Single-engined, single-seat glider tug

The Polyt V is a single-engined, single-seat glider tug designed and built by graduates and students of the Technical University of Denmark. Only one was constructed but it has had a long active life.

==Design and development==

The Polyt V, sometimes written as Polyt 5, was intended from the start as a glider tug. It was designed by six members of the Flying Group of the Technical University of Denmark, Copenhagen, a group comprising about 50 students and graduates of that University. As many as 20 other Group members built the aircraft.
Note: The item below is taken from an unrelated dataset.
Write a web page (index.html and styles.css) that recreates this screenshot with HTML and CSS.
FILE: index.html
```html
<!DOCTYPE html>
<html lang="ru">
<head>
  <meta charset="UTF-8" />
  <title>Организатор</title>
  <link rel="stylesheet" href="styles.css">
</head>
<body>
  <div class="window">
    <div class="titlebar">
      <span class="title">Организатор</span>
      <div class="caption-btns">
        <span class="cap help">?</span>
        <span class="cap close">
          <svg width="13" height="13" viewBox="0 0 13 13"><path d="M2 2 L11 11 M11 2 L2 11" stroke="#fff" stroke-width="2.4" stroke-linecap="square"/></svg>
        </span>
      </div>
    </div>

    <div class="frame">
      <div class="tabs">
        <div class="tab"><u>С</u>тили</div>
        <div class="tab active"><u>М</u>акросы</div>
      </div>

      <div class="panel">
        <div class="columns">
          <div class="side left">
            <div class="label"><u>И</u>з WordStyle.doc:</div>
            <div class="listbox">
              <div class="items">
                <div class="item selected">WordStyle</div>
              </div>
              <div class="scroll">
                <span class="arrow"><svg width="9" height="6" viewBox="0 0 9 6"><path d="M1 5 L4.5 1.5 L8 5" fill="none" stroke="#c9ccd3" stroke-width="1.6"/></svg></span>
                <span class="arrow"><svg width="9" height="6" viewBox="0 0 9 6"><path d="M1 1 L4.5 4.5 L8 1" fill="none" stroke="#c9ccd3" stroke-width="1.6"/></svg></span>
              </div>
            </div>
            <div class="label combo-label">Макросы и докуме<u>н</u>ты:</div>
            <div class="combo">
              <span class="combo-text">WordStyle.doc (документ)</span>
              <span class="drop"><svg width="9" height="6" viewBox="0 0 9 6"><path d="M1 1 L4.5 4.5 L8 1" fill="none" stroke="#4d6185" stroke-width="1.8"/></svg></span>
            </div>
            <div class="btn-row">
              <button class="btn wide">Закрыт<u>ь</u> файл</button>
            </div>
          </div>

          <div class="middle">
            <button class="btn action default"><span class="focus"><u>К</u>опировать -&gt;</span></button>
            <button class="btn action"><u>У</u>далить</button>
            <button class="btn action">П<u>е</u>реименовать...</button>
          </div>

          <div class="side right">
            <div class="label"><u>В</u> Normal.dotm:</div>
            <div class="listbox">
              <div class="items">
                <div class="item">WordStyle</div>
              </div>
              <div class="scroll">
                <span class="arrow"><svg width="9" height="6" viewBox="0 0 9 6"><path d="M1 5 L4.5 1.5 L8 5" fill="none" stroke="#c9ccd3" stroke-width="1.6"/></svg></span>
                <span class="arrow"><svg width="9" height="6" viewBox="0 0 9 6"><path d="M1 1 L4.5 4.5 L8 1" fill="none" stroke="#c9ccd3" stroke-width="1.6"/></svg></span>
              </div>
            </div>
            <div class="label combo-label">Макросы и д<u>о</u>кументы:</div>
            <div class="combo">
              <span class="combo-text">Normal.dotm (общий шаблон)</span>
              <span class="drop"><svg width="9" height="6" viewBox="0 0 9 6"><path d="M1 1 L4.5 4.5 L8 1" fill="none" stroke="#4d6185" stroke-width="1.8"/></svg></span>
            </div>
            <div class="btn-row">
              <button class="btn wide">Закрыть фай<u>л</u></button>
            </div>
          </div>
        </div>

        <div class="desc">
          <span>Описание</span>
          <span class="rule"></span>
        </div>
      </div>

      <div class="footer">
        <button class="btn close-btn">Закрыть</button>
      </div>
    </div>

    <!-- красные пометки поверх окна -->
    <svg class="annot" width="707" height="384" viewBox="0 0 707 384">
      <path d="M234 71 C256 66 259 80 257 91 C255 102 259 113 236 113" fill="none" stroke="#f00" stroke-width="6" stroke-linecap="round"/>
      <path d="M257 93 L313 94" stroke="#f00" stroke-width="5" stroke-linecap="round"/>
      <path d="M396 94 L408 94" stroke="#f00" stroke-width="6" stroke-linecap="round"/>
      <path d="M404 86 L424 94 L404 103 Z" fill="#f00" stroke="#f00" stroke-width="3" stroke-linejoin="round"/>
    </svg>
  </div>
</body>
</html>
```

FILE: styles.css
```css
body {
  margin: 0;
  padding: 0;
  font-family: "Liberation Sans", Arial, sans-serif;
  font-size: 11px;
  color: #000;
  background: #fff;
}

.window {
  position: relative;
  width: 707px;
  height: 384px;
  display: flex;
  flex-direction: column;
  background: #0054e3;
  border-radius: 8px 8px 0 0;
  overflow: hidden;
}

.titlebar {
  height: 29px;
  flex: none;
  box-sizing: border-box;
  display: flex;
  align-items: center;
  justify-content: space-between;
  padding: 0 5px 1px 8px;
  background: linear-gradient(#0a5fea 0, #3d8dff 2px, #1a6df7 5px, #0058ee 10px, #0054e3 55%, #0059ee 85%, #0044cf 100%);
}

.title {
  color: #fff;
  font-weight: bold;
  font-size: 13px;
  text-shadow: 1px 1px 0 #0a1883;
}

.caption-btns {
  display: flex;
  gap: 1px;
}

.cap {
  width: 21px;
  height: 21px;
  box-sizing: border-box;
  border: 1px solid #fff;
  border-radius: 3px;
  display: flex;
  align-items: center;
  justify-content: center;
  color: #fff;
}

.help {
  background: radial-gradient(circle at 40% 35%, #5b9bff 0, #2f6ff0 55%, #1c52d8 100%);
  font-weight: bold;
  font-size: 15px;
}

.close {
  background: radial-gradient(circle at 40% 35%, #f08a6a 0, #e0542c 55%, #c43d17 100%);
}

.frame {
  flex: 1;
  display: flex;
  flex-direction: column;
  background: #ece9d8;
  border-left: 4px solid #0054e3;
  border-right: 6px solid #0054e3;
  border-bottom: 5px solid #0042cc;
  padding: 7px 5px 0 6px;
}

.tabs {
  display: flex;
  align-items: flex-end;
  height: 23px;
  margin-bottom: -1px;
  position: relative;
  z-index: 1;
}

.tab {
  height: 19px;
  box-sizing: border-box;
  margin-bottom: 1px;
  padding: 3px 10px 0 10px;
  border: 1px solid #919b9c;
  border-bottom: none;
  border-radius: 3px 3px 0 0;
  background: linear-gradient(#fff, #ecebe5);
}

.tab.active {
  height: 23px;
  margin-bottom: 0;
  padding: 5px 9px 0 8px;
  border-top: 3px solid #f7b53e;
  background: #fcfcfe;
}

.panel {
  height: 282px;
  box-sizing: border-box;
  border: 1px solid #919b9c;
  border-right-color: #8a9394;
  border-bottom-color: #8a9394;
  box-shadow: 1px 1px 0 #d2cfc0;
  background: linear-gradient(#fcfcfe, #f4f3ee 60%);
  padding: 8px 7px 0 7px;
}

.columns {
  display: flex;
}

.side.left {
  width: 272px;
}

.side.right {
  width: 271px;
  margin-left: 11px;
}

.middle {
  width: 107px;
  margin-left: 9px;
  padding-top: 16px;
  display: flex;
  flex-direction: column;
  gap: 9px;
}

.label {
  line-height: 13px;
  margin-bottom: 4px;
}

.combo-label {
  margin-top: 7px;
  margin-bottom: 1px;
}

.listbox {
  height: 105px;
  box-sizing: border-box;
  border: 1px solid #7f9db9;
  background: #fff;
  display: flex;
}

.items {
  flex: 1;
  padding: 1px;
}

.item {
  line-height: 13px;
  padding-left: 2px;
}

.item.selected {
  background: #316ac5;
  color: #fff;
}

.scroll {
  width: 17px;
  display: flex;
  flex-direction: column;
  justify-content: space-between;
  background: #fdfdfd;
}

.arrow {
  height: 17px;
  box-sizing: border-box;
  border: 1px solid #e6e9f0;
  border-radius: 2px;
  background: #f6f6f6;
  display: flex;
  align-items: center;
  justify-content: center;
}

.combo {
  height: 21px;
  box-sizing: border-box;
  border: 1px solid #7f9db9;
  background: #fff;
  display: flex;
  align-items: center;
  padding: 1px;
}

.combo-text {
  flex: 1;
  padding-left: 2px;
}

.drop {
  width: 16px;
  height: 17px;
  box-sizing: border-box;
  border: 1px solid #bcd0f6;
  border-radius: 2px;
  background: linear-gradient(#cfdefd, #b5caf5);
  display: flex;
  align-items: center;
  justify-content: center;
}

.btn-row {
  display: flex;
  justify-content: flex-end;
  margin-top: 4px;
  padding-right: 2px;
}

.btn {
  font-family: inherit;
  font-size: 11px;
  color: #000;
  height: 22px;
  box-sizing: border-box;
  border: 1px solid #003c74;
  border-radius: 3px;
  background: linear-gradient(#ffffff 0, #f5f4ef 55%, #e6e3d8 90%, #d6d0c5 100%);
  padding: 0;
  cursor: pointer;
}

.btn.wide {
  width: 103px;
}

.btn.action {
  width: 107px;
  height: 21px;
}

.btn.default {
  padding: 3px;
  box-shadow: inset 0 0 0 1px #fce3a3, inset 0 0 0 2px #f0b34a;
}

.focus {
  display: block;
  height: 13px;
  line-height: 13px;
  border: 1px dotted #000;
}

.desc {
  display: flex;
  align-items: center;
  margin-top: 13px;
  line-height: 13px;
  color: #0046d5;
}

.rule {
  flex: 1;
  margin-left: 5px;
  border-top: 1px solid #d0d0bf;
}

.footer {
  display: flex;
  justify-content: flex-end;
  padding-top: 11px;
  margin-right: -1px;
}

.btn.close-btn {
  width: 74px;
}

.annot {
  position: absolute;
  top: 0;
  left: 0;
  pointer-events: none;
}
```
The Polyt V flew for the first time on 12 April 1970.

It is a low wing, single-seat monoplane with a fixed tricycle undercarriage and a high T-tail, powered by a 200 hp (150 kW) Lycoming IO-360 flat four engine. The powerful engine in combination with a light wooden structure facilitates high rates of climb. The climb rate results in short towing times, and the ability to tow even the heaviest two seated gliders with water ballast. Its wings are built around a wooden box spar and plywood covered except for fibreglass leading edges. They carry wide span ailerons with trim tabs; inboard are glider style aluminium spoilers or airbrakes combined with the flaps, which can be extended to 50° to slow the aircraft after a diving release of the glider. When deployed, the spoiler surfaces extend above the wing, with the upper part being perforated. The tail surfaces are all wood structurally, with plywood covered fixed surfaces and a fabric covered rudder with a short trim tab. The all moving, fabric covered, constant chord tailplane carries full span anti-tabs. The large control surfaces is chosen so the tow pilot still has a lot of control authority when "combating" the potential odd forces from towing an inexperienced sailplane pilot behind him whose flying is a bit unstable.
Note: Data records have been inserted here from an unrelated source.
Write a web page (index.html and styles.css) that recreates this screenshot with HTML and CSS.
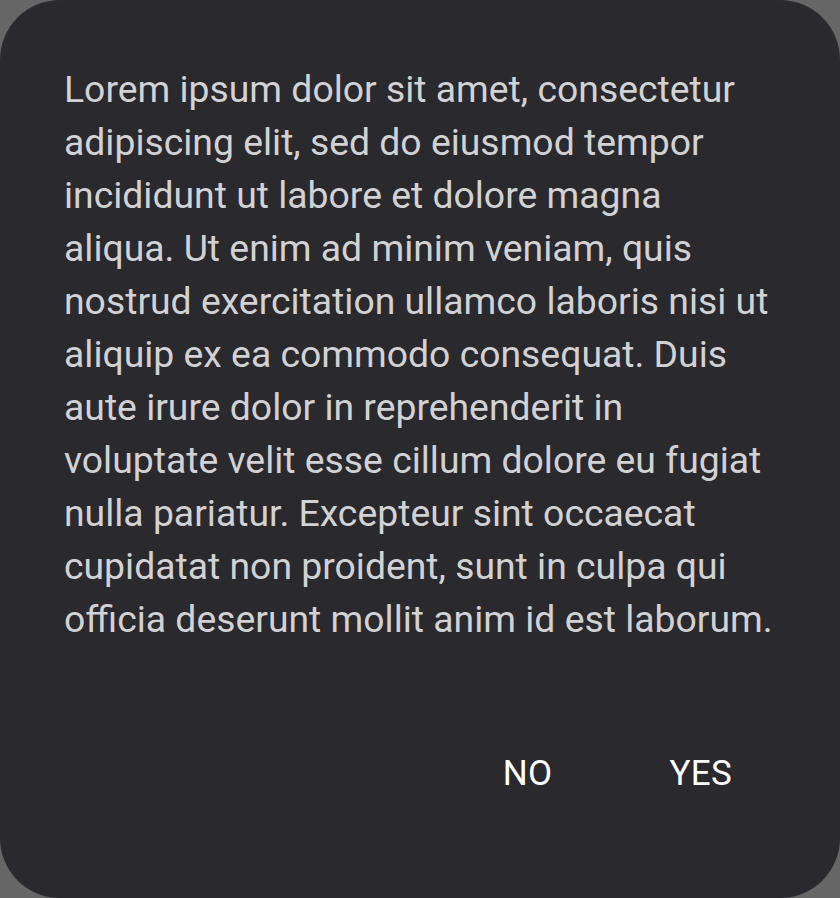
FILE: index.html
```html
<!DOCTYPE html>
<html>
<head>
<meta charset="utf-8">
<link rel="stylesheet" href="styles.css">
</head>
<body>
<div class="dialog">
  <p class="message">Lorem ipsum dolor sit amet, consectetur adipiscing elit, sed do eiusmod tempor incididunt ut labore et dolore magna aliqua. Ut enim ad minim veniam, quis nostrud exercitation ullamco laboris nisi ut aliquip ex ea commodo consequat. Duis aute irure dolor in reprehenderit in voluptate velit esse cillum dolore eu fugiat nulla pariatur. Excepteur sint occaecat cupidatat non proident, sunt in culpa qui officia deserunt mollit anim id est laborum.</p>
  <div class="actions">
    <button class="btn">NO</button>
    <button class="btn">YES</button>
  </div>
</div>
</body>
</html>
```
FILE: styles.css
```css
html, body {
  margin: 0;
  padding: 0;
  background: #666666;
}
.dialog {
  box-sizing: border-box;
  width: 840px;
  height: 898px;
  background: #2a292e;
  border-radius: 60px;
  padding: 63px 64px 0 64px;
  display: flex;
  flex-direction: column;
  font-family: Roboto, sans-serif;
}
.message {
  margin: 0;
  color: #d2d2d4;
  font-size: 37.33px;
  line-height: 53.05px;
  width: 712px;
}
.actions {
  display: flex;
  justify-content: flex-end;
  margin-top: 100px;
  padding-right: 44px;
}
.btn {
  background: none;
  border: none;
  color: #ffffff;
  font-family: Roboto, sans-serif;
  font-size: 35px;
  letter-spacing: 0.3px;
  line-height: 53px;
  padding: 0;
  margin-left: 117px;
}
```
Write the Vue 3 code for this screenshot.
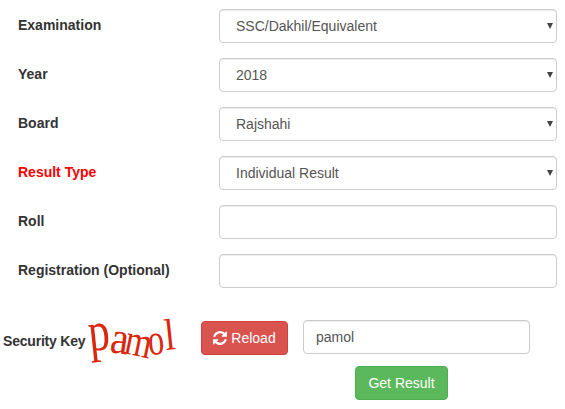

The fuselage of the Polyt V is a plywood covered box structure, the pilot sitting over the wing under a single piece, rearward-sliding canopy. The bubble canopy in combination with the low wing position gives the tow pilot an excellent view, that is practical for avoiding a midair collision when towing a sailplane into a huge gaggle during a competition. An electrically driven winch at the rear retrieves the launch cable, which exits the aircraft at the narrow extreme stern of the fuselage, at a rate of about 1 m/s. Pulling the rope in decreases the landing distance, since it prevents the rope from being caught in obstacles near the end of the runway on a low final. This feature minimizes the turn-around-time for the Polyt V, so the sailplanes can all be towed to the starting position in a shorter amount of time during a competition. The engine installation is unusual in having a 16 blade adjustable intake cooling fan in the cowling immediately behind the propeller, for low speed high power flight. This additional cooling is automatically blanked off during a dive.
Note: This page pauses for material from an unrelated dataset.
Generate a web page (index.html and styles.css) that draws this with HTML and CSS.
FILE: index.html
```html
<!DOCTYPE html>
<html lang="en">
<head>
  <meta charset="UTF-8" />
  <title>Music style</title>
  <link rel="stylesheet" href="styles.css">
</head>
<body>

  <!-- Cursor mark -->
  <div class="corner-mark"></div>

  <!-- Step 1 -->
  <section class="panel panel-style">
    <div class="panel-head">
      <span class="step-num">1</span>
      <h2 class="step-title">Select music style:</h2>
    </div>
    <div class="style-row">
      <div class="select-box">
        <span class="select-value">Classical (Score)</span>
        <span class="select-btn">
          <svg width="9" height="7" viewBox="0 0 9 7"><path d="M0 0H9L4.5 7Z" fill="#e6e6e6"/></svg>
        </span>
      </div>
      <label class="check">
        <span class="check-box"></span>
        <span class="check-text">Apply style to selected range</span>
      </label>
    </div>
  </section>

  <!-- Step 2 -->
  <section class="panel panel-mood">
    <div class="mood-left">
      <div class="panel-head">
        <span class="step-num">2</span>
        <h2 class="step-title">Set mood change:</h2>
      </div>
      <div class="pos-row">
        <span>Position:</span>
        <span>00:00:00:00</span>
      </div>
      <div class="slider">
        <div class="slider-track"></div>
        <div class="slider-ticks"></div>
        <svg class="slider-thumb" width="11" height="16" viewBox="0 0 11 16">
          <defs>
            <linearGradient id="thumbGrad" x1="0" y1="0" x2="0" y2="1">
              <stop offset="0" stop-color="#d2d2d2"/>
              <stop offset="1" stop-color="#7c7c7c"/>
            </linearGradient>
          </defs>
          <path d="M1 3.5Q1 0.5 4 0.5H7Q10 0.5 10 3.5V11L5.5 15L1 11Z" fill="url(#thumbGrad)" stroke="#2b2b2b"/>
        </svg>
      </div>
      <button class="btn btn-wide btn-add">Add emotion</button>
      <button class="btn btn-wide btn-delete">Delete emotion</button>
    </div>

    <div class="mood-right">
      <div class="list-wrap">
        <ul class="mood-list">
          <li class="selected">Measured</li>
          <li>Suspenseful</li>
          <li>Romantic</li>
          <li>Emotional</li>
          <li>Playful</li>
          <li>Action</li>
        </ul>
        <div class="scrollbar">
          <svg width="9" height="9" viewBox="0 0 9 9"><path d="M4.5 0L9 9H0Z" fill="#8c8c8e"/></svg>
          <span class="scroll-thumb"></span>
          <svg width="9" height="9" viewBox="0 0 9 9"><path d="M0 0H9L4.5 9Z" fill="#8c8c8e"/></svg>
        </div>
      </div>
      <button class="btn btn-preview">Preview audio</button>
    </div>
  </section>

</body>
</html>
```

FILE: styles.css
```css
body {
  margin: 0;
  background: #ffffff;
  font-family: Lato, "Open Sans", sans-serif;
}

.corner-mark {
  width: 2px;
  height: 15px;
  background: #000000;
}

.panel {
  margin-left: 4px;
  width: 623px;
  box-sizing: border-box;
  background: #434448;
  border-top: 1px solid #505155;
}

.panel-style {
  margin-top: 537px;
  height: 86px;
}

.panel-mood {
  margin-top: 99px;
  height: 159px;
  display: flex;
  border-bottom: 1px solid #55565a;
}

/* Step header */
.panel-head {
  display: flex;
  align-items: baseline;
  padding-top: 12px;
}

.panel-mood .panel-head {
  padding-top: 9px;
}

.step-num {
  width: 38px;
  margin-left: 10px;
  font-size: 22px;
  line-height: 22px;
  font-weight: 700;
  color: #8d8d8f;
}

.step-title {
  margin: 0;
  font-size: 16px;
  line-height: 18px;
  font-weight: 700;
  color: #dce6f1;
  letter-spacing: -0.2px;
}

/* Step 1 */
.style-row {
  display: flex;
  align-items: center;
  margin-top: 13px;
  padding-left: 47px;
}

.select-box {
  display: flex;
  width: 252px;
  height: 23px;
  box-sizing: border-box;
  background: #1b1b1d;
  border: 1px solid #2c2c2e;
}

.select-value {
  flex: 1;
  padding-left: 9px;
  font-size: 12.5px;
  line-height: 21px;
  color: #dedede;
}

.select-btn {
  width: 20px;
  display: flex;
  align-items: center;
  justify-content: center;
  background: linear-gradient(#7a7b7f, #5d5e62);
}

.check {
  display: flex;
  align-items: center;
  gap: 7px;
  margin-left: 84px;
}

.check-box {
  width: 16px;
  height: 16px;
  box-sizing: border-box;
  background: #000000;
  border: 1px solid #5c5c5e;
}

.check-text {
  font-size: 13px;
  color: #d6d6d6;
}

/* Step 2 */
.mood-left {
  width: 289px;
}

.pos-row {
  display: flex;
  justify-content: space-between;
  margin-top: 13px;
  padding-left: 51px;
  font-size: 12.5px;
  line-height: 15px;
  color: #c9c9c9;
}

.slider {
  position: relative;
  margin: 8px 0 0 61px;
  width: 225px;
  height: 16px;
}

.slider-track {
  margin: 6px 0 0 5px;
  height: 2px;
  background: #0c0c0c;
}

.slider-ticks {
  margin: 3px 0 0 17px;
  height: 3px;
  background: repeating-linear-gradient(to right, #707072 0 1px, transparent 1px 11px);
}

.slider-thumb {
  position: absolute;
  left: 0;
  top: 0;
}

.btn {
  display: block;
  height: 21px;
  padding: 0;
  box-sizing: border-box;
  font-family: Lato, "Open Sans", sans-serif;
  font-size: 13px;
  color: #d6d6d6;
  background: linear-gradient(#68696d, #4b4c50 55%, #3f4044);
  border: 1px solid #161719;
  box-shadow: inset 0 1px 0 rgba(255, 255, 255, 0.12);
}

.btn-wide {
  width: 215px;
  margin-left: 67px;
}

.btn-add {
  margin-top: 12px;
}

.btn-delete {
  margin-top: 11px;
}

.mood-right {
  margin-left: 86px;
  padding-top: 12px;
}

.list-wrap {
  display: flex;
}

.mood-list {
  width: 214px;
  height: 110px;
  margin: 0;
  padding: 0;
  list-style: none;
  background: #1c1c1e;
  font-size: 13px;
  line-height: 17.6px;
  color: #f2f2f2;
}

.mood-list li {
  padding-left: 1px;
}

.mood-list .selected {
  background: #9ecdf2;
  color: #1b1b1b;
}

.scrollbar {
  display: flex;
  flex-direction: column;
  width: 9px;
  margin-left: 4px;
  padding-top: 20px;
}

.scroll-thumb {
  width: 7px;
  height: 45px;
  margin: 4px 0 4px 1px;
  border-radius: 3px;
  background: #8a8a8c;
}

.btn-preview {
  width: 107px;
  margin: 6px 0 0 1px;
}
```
The main wheels are mounted on a 3 m diameter semi-circular glass fibre arc attached to the fuselage underside; the nose wheel unit is largely that of a Piper Colt. The springiness and large dampening factor in the main undercarriage makes the Polyt V tolerant of imprecise flaring and the uneven ground surfaces typically found when towing a plane home from an outlanding on a field.

==Operational history==
The Polyteknisk Flyvegruppe have used the sole Polyt V to launch their various gliders from 1970 until 2020. OY-DHP is no longer in service, but is on display at the Danish Aircraft Museum, Stauning from summer 2021. Some modifications have been made: the original Polyteknisk designed propeller, optimised for low speed flight has been replaced by a quieter Hoffmann one and the rudder trim tab has been extended to half rudder height. Furthermore the engine cowling has been reshaped and the livery changed from bright orange to a less aggressive white look with orange wingtips, rudder and engine cowling for visibility.